[BEGIN]

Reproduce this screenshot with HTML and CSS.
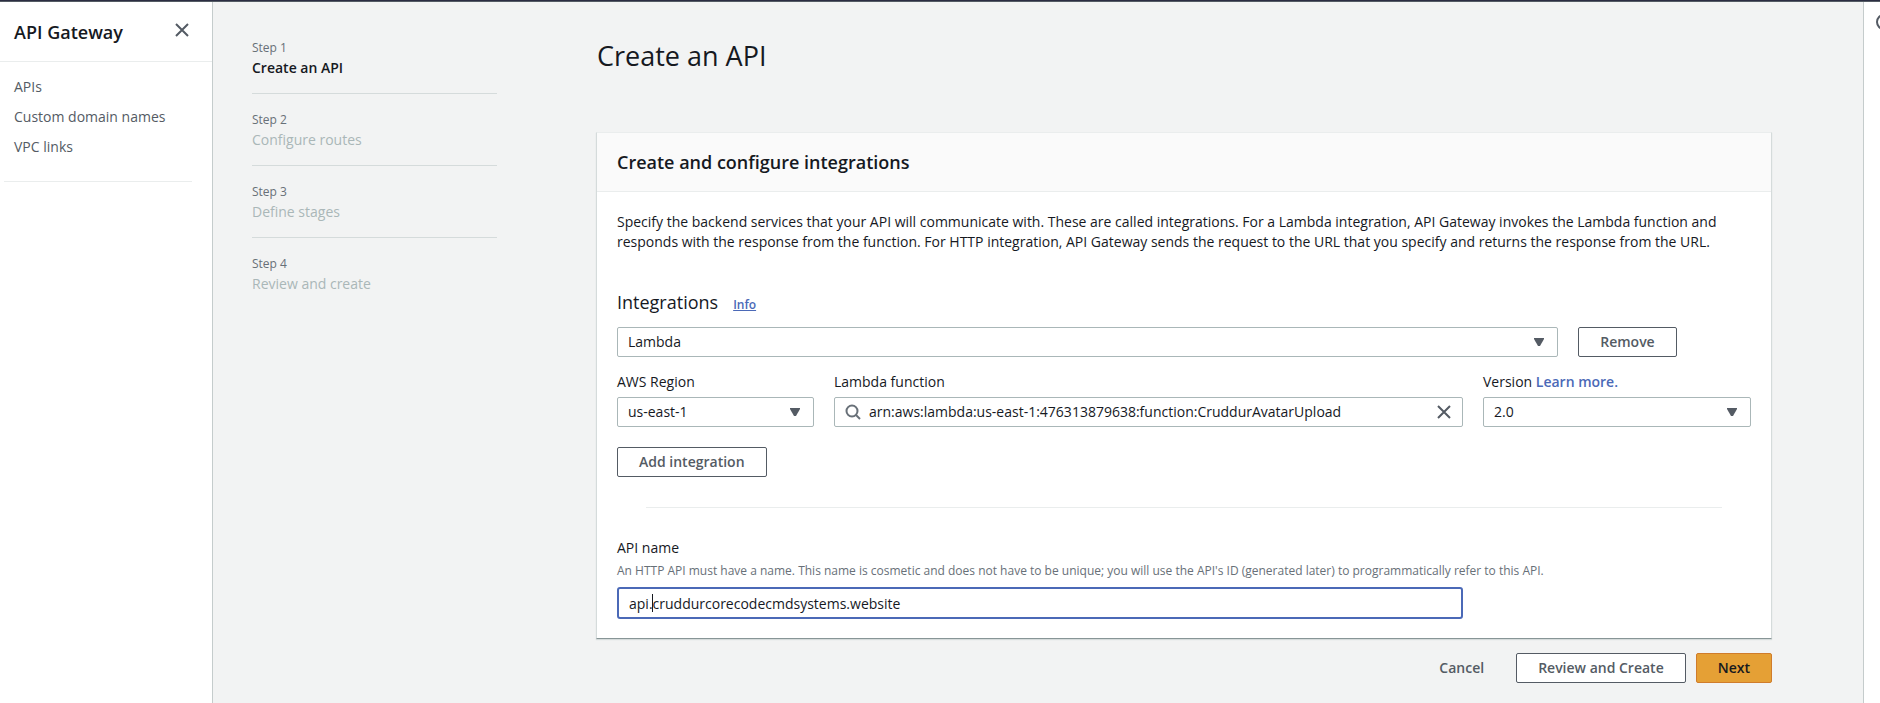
FILE: index.html
```html
<!DOCTYPE html>
<html lang="en">
<head>
<meta charset="utf-8">
<title>API Gateway - Create an API</title>
<link rel="stylesheet" href="styles.css">
</head>
<body>
<div class="topbar"></div>
<div class="app">
  <aside class="sidebar">
    <div class="sidebar-head">
      <h2 class="sidebar-title">API Gateway</h2>
      <button class="icon-button" type="button" aria-label="Close navigation">
        <svg class="icon" viewBox="0 0 16 16"><path d="M2 2l12 12M14 2L2 14"/></svg>
      </button>
    </div>
    <nav class="sidebar-nav">
      <a class="nav-link" href="#">APIs</a>
      <a class="nav-link" href="#">Custom domain names</a>
      <a class="nav-link" href="#">VPC links</a>
    </nav>
    <hr class="sidebar-rule">
  </aside>

  <main class="main">
    <ol class="steps">
      <li class="step step-active"><span class="step-number">Step 1</span><span class="step-name">Create an API</span></li>
      <li class="step"><span class="step-number">Step 2</span><span class="step-name">Configure routes</span></li>
      <li class="step"><span class="step-number">Step 3</span><span class="step-name">Define stages</span></li>
      <li class="step"><span class="step-number">Step 4</span><span class="step-name">Review and create</span></li>
    </ol>

    <form class="content">
      <h1 class="page-title">Create an API</h1>
      <section class="card">
        <header class="card-head"><h2 class="card-title">Create and configure integrations</h2></header>
        <div class="card-body">
          <p class="intro">Specify the backend services that your API will communicate with. These are called integrations. For a Lambda integration, API Gateway invokes the Lambda function and responds with the response from the function. For HTTP integration, API Gateway sends the request to the URL that you specify and returns the response from the URL.</p>

          <div class="section-head">
            <label class="section-title" for="type">Integrations</label>
            <a class="info-link" href="#">Info</a>
          </div>
          <div class="type-row">
            <div class="select-wrap type-select">
              <select class="control" id="type"><option>Lambda</option></select>
              <svg class="caret" viewBox="0 0 10 9"><path d="M0 0h10v1L6 8H4L0 1z"/></svg>
            </div>
            <button class="button" type="button">Remove</button>
          </div>

          <div class="field-grid">
            <div class="field">
              <label class="label" for="region">AWS Region</label>
              <div class="select-wrap">
                <select class="control" id="region"><option>us-east-1</option></select>
                <svg class="caret" viewBox="0 0 10 9"><path d="M0 0h10v1L6 8H4L0 1z"/></svg>
              </div>
            </div>
            <div class="field">
              <label class="label" for="function">Lambda function</label>
              <div class="control search">
                <svg class="icon icon-search" viewBox="0 0 16 16"><circle cx="7" cy="7" r="5.5"/><path d="M11 11l4 4"/></svg>
                <input class="search-input" id="function" type="text" value="arn:aws:lambda:us-east-1:476313879638:function:CruddurAvatarUpload">
                <button class="icon-button" type="button" aria-label="Clear function">
                  <svg class="icon" viewBox="0 0 16 16"><path d="M2 2l12 12M14 2L2 14"/></svg>
                </button>
              </div>
            </div>
            <div class="field">
              <div class="label"><label for="version">Version</label> <a class="learn-link" href="#">Learn more.</a></div>
              <div class="select-wrap">
                <select class="control" id="version"><option>2.0</option></select>
                <svg class="caret" viewBox="0 0 10 9"><path d="M0 0h10v1L6 8H4L0 1z"/></svg>
              </div>
            </div>
          </div>

          <button class="button" type="button">Add integration</button>
          <hr class="card-rule">

          <label class="label" for="name">API name</label>
          <p class="hint" id="name-hint">An HTTP API must have a name. This name is cosmetic and does not have to be unique; you will use the API's ID (generated later) to programmatically refer to this API.</p>
          <div class="field-grid name-grid">
            <div class="name-field">
              <input class="control control-focused" id="name" type="text" aria-describedby="name-hint" value="api.cruddurcorecodecmdsystems.website">
              <span class="text-cursor"></span>
            </div>
          </div>
        </div>
      </section>
      <div class="actions">
        <button class="button button-link" type="button">Cancel</button>
        <button class="button" type="button">Review and Create</button>
        <button class="button button-primary" type="submit">Next</button>
      </div>
    </form>
  </main>

  <aside class="help">
    <button class="icon-button" type="button" aria-label="Open help panel">
      <svg class="icon" viewBox="0 0 16 16"><circle cx="8" cy="8" r="7"/><path d="M8 11V7M8 5V4"/></svg>
    </button>
  </aside>
</div>
</body>
</html>
```
FILE: styles.css
```css
* { box-sizing: border-box; }

body {
  margin: 0;
  min-height: 100vh;
  display: flex;
  flex-direction: column;
  overflow: hidden;
  background: #f2f3f3;
  color: #16191f;
  font: 14px/20px "Open Sans", "Noto Sans", sans-serif;
}

h1, h2, p, ol { margin: 0; padding: 0; }
hr { border: 0; height: 1px; background: #eaeded; }
a { color: #4b69b7; }
button, input, select { font: inherit; color: inherit; }

.topbar { height: 2px; background: #2b2d42; border-bottom: 1px solid #545b64; }
.app { flex: 1; display: flex; }

.icon { display: block; width: 16px; height: 16px; fill: none; stroke: #545b64; stroke-width: 2; }
.icon-button { display: block; padding: 0; border: 0; background: none; }

.sidebar { flex: none; width: 213px; background: #fff; border-right: 1px solid #c5cccc; }
.sidebar-head {
  display: flex;
  justify-content: space-between;
  align-items: flex-start;
  padding: 20px 22px 19px 14px;
  border-bottom: 1px solid #eaeded;
}
.sidebar-title { font-size: 18px; line-height: 20px; font-weight: 600; }
.sidebar-nav { display: flex; flex-direction: column; gap: 10px; padding: 15px 14px 0; }
.nav-link { color: #545b64; text-decoration: none; }
.sidebar-rule { margin: 24px 20px 0 4px; }

.main { flex: 1; min-width: 0; display: flex; gap: 99px; padding: 0 91px 20px 39px; }
.steps { flex: none; width: 245px; padding-top: 36px; list-style: none; }
.step { display: flex; flex-direction: column; padding-bottom: 15px; margin-bottom: 16px; border-bottom: 1px solid #d5dbdb; color: #aab7b8; }
.step:last-child { border-bottom: 0; }
.step-number { color: #687078; font-size: 12px; }
.step-active .step-name { color: #16191f; font-weight: 600; }

.content { flex: 1; min-width: 0; }
.page-title { padding: 36px 1px 58px; font-size: 27px; line-height: 36px; font-weight: 400; }

.card {
  background: #fff;
  border: 1px solid #d5dbdb;
  border-top-color: #eaeded;
  border-bottom-color: #879596;
  box-shadow: 0 1px 1px #d5dbdb;
}
.card-head { padding: 19px 20px; background: #fafafa; border-bottom: 1px solid #eaeded; }
.card-title { font-size: 18px; line-height: 20px; font-weight: 600; }
.card-body { padding: 20px 20px 19px; }
.intro { max-width: 1100px; }

.section-head { display: flex; align-items: baseline; gap: 15px; padding: 38px 0 12px; }
.section-title { font-size: 18px; line-height: 24px; }
.info-link { font-size: 12px; font-weight: 600; }

.control {
  display: block;
  width: 100%;
  height: 30px;
  padding: 0 10px;
  border: 1px solid #aab7b8;
  border-radius: 2px;
  background: #fff;
  appearance: none;
  outline: 0;
}
.control-focused { height: 32px; border: 2px solid #4b69b7; border-radius: 3px; }
.select-wrap { position: relative; }
.caret { position: absolute; top: 11px; right: 14px; width: 10px; height: 9px; fill: #545b64; pointer-events: none; }

.search { display: flex; align-items: center; gap: 8px; }
.search-input { flex: 1; min-width: 0; padding: 0; border: 0; outline: 0; }
.icon-search { stroke: #687078; }

.type-row { display: flex; gap: 20px; }
.type-select { width: 83%; }

.field-grid { display: grid; grid-template-columns: 197fr 629fr 268fr; gap: 20px; margin: 15px 0 20px; }
.label { display: block; margin-bottom: 5px; }
.learn-link { font-weight: 600; text-decoration: none; }

.button {
  height: 30px;
  padding: 0 21px;
  border: 1px solid #545b64;
  border-radius: 2px;
  background: #fff;
  color: #545b64;
  font-weight: 600;
  white-space: nowrap;
}
.button-link { border-color: transparent; background: none; }
.button-primary { border-color: #d07c2b; background: #e5a035; color: #16191f; }

.card-rule { margin: 30px 29px; }
.hint { margin-top: -2px; color: #687078; font-size: 12px; }
.name-grid { margin: 6px 0 0; }
.name-field { position: relative; grid-column: span 2; }
.text-cursor { position: absolute; top: 7px; left: 35px; width: 1px; height: 18px; background: #16191f; }

.actions { display: flex; justify-content: flex-end; gap: 10px; padding-top: 14px; }

.help { flex: none; width: 17px; padding: 12px 0 0 12px; overflow: hidden; background: #fff; border-left: 1px solid #c5cccc; }
```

[END]

→ TASK DIRECTIONS: For each line of the listing that holds the word "this", show that line.

→ RESPONSE BELOW:
Reproduce this screenshot with HTML and CSS.
          <p class="hint" id="name-hint">An HTTP API must have a name. This name is cosmetic and does not have to be unique; you will use the API's ID (generated later) to programmatically refer to this API.</p>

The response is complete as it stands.